Throughout the book we learn that the guiding philosophy of the Cronus Club is, "Complexity should be your excuse for inaction." (This is also the guiding principle of classical conservatism, by the way.) The Club has a vested interest in maintaining the status quo through time. In extreme cases, when certain kalachakra have tried to severely alter the time line, it is possible to permanently eradicate that ouroboran's memory, or even to kill them before they are reborn (permanently ending their existence), as a means to restore the status quo. Members of the Cronus Club have found clever ways to pass messages back down through time to the past. When Harry is quietly dying his eleventh death, he learns from another kalachakra that a message has come from the future that the world is ending.
In his twelfth life, Harry sets out to discover who among his kind is so altering the timeline as to bring about the imminent future destruction of the world. His nemesis, Vincent Rankis, turns out to be quite formidable. It's only because Harry has one other special quality, which we've known about all along, that he is able to survive when other kalachakra are being wiped out wholesale.
Claire North, real name Catherine Webb, wrote her first published young-adult novel when she was only 14 years old.
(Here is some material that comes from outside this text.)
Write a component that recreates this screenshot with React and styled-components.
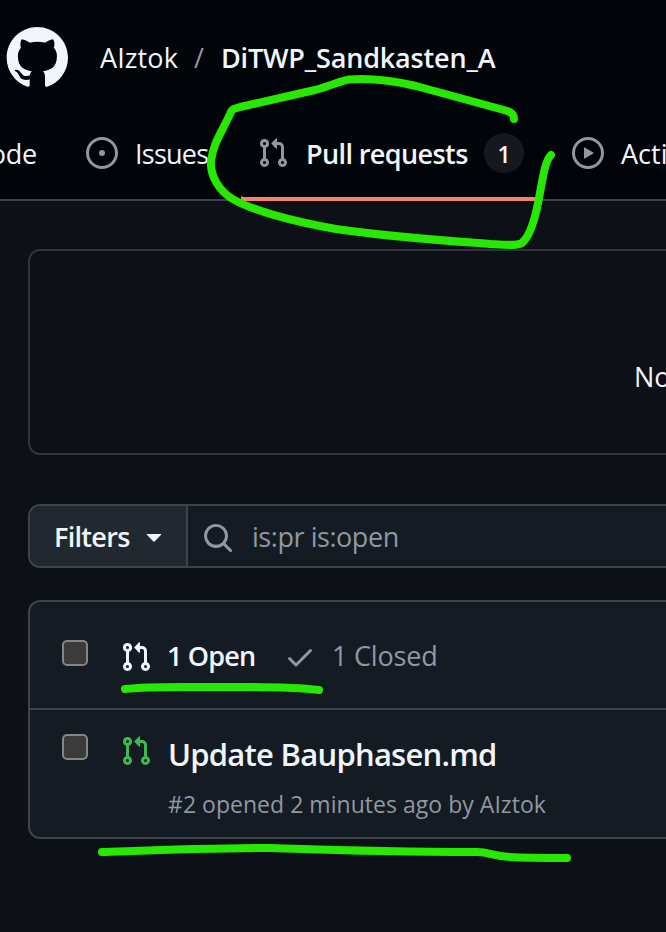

The First Fifteen Lives of Harry August was her first published adult novel. She was 28 when it came out, and it still feels a bit precocious because the novel spans quite a bit of history and ranges across Europe and Russia. It is necessarily a convoluted tale, as it takes place over fifteen lifetimes, but to North's credit the narrative is never confusing. The only thing I would criticize is that I never fully understood Rankis' motivation or exactly how his quantum mirror was going to end everything, but I suppose that was the mcguffin aspect of the novel. The appeal of the time-loop novel is that we all have thought about what it would be like to live portions of our lives over again knowing what we know now. North shows how that might be a "careful what you wish for" proposition.